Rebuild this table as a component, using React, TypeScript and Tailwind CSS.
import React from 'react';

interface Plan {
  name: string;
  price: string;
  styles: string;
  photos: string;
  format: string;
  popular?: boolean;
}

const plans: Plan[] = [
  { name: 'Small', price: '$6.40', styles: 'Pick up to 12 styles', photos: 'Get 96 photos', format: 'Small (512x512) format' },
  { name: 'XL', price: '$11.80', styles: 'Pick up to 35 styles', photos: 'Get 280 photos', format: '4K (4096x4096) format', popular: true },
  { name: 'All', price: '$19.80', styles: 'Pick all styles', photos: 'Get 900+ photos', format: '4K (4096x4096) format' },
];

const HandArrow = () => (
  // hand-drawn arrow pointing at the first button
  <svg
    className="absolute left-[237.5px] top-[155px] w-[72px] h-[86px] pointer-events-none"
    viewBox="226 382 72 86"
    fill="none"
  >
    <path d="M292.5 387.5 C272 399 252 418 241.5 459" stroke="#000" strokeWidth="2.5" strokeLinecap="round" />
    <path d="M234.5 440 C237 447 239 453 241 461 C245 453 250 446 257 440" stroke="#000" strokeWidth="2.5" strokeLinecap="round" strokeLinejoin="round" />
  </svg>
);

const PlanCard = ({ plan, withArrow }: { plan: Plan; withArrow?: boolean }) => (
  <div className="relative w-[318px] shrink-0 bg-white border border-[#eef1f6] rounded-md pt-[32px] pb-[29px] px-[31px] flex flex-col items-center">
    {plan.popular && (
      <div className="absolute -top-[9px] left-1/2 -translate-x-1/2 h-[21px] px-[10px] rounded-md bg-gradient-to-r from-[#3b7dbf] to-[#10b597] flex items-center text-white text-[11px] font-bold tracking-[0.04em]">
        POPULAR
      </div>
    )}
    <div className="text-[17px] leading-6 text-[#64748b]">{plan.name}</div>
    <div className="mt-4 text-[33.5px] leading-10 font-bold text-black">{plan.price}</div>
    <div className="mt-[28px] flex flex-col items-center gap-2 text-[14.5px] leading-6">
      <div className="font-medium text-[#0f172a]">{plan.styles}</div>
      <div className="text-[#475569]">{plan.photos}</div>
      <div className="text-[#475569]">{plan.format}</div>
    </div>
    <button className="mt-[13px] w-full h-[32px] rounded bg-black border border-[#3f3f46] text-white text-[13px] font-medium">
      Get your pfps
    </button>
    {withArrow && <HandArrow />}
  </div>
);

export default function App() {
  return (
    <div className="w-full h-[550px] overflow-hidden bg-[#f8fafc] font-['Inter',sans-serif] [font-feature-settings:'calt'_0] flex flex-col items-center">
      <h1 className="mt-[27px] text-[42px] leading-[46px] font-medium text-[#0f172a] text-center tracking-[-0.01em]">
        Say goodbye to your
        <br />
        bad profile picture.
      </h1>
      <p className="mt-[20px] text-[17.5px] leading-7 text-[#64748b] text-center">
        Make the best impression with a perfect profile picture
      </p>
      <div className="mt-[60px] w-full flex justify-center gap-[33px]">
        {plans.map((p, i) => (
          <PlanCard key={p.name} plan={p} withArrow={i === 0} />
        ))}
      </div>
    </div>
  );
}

▸ **YOUR TASK**:
Find the lines that include the string "React", then copy each of them.

▸ **RESULT OF THIS TASK**:
Rebuild this table as a component, using React, TypeScript and Tailwind CSS.
import React from 'react';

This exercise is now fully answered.